Transfer the batter to the baking sheet and spread into a thin even layer with an offset spatula. Bake until puffy and set in the center, 19 to 21 minutes. Transfer the sheet to a wire rack to fully cool.
While the cake cools, prepare the cream cheese frosting. In the bowl of a stand mixer fitted with the paddle attachment, combine cream cheese, butter, and salt. Mix on medium speed until smooth and fluffy, 2 minutes. Add the powdered sugar and mix on low speed until mostly incorporated. Increase speed to medium and continue to mix until smooth and fluffy.

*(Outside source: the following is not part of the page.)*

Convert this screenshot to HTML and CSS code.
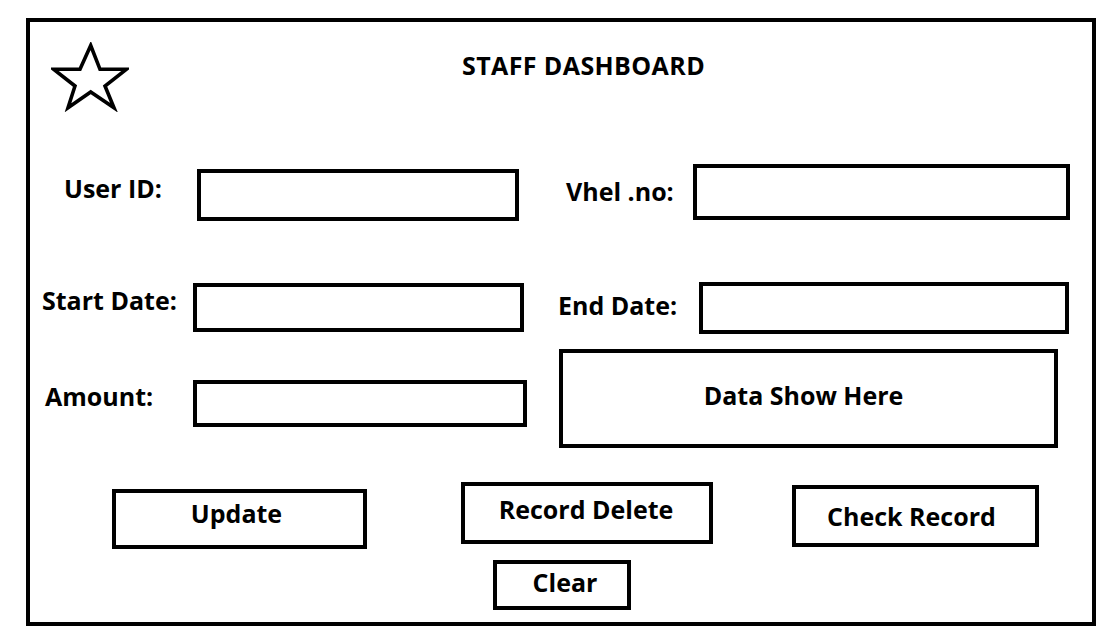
FILE: index.html
```html
<!DOCTYPE html>
<html lang="en">
<head>
    <meta charset="UTF-8">
    <meta name="viewport" content="width=device-width, initial-scale=1.0">
    <title>Staff Dashboard</title>
    <link rel="stylesheet" href="styles.css">
</head>
<body>
    <div class="frame">
        <div class="header">
            <svg class="logo" width="78" height="70" viewBox="0 0 78 70">
                <polygon points="39.7,3.5 49,27.3 75.2,27.3 54,44 63,65.8 39.7,50 17,65.8 24,44 2.8,27.3 29,27.3"
                         fill="none" stroke="#000" stroke-width="3.6" stroke-linejoin="miter"/>
            </svg>
            <h1 class="title">STAFF DASHBOARD</h1>
        </div>

        <div class="row row-1">
            <label class="label" for="userId">User ID:</label>
            <input type="text" id="userId" class="box">
            <label class="label" for="vhelNo">Vhel .no:</label>
            <input type="text" id="vhelNo" class="box">
        </div>

        <div class="row row-2">
            <label class="label" for="startDate">Start Date:</label>
            <input type="text" id="startDate" class="box">
            <label class="label" for="endDate">End Date:</label>
            <input type="text" id="endDate" class="box">
        </div>

        <div class="row row-3">
            <label class="label" for="amount">Amount:</label>
            <input type="text" id="amount" class="box">
            <div class="data-box">Data Show Here</div>
        </div>

        <div class="row actions">
            <button class="btn btn-update">Update</button>
            <button class="btn btn-delete">Record Delete</button>
            <button class="btn btn-check">Check Record</button>
        </div>

        <div class="row clear-row">
            <button class="btn btn-clear">Clear</button>
        </div>
    </div>
</body>
</html>
```

FILE: styles.css
```css
* {
    box-sizing: border-box;
}

body {
    margin: 0;
    padding: 0;
    background-color: #fff;
    font-family: "Open Sans", "Liberation Sans", sans-serif;
    font-weight: bold;
    font-size: 25px;
    line-height: 25px;
    color: #000;
}

.frame {
    margin: 18px 0 0 26px;
    width: 1070px;
    height: 608px;
    border: 4px solid #000;
    display: flex;
    flex-direction: column;
}

.header {
    display: flex;
    align-items: flex-start;
    height: 142px;
}

.logo {
    display: block;
    margin: 20px 0 0 21px;
}

.title {
    margin: 31px 0 0 333px;
    font-size: 25px;
    line-height: 25px;
    font-weight: bold;
    letter-spacing: 0.4px;
}

.row {
    display: flex;
    align-items: flex-start;
}

.label {
    display: block;
}

.box {
    display: block;
    border: 4px solid #000;
    border-radius: 0;
    background: #fff;
    padding: 0 8px;
    font: inherit;
    outline: none;
}

/* row 1 */
.row-1 .label:nth-of-type(1) { margin: 12px 0 0 34px; width: 133px; }
.row-1 .box:nth-of-type(1)   { margin-top: 5px; width: 322px; height: 52px; }
.row-1 .label:nth-of-type(2) { margin: 15px 0 0 47px; width: 127px; }
.row-1 .box:nth-of-type(2)   { width: 377px; height: 56px; }

/* row 2 */
.row-2 { margin-top: 61px; }
.row-2 .label:nth-of-type(1) { margin: 6px 0 0 12px; width: 151px; }
.row-2 .box:nth-of-type(1)   { margin-top: 1px; width: 331px; height: 49px; }
.row-2 .label:nth-of-type(2) { margin: 11px 0 0 34px; width: 141px; }
.row-2 .box:nth-of-type(2)   { width: 370px; height: 52px; }

/* row 3 */
.row-3 { margin-top: 15px; }
.row-3 .label { margin: 35px 0 0 15px; width: 148px; }
.row-3 .box   { margin-top: 31px; width: 334px; height: 47px; }

.data-box {
    margin-left: 32px;
    width: 499px;
    height: 99px;
    border: 4px solid #000;
    display: flex;
    align-items: center;
    justify-content: center;
    padding: 0 10px 6px 0;
}

/* buttons */
.actions { margin-top: 34px; }

.btn {
    display: flex;
    align-items: center;
    justify-content: center;
    border: 4px solid #000;
    border-radius: 0;
    background: #fff;
    color: #000;
    font: inherit;
    padding: 0;
    cursor: pointer;
}

.btn-update {
    margin: 7px 0 0 82px;
    width: 255px;
    height: 60px;
    padding: 0 6px 12px 0;
}

.btn-delete {
    margin-left: 94px;
    width: 252px;
    height: 62px;
    padding: 0 2px 8px 0;
}

.btn-check {
    margin: 3px 0 0 79px;
    width: 247px;
    height: 62px;
    padding: 0 8px 0 0;
}

.clear-row { margin-top: 11px; }

.btn-clear {
    margin-left: 463px;
    width: 138px;
    height: 50px;
    padding: 0 0 6px 6px;
}
```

To assemble the cake, run an offset spatula around the edges of the cake. Flip the sheet of cake onto the counter and peel off the parchment paper. Cut 2 full rounds and 2 half circles with the 8-inch cake ring. Save cake scraps for a snack. Line the cake ring with acetate and secure with tape. Place the cake ring over a cake board of serving platter.Place the two half rounds of cake at the base of the cake ring. Spread 1/3 of cream cheese frosting over the surface with the back of a spoon. Dollop or spread a little fig jam over the surface. Place another layer of cake and repeat the layering process until fully assembled. Cover the top of the cake with plastic wrap and chill in the freezer for 2 hours for the cake to set up. Once set, remove the cake ring and acetate. Top the cake with sliced fresh figs and serve.
Special equipment: You will need an 8-inch cake ring and acetate to achieve the Milk Bar style cake. Alternatively, you can divide the batter between two 8-inch round cake pans lined with parchment paper and bake until set in the middle, 22 to 25 minutes.
Fig Jam
1 lb fresh figs, sliced in half or quarters
1/4 cup brown sugar
Zest of 1 orange
Juice of 1 orange
1 tsp vanilla
1 teaspoon salt
In a medium saucepan over medium low heat, combine figs, brown sugar, zest, juice, vanilla, and salt. Stir to combine and continue to simmer the figs until thick and jammy, 25 to 30 minutes. Transfer the jam to an airtight container and chill in the refrigerator until cool and set, up to 2 weeks.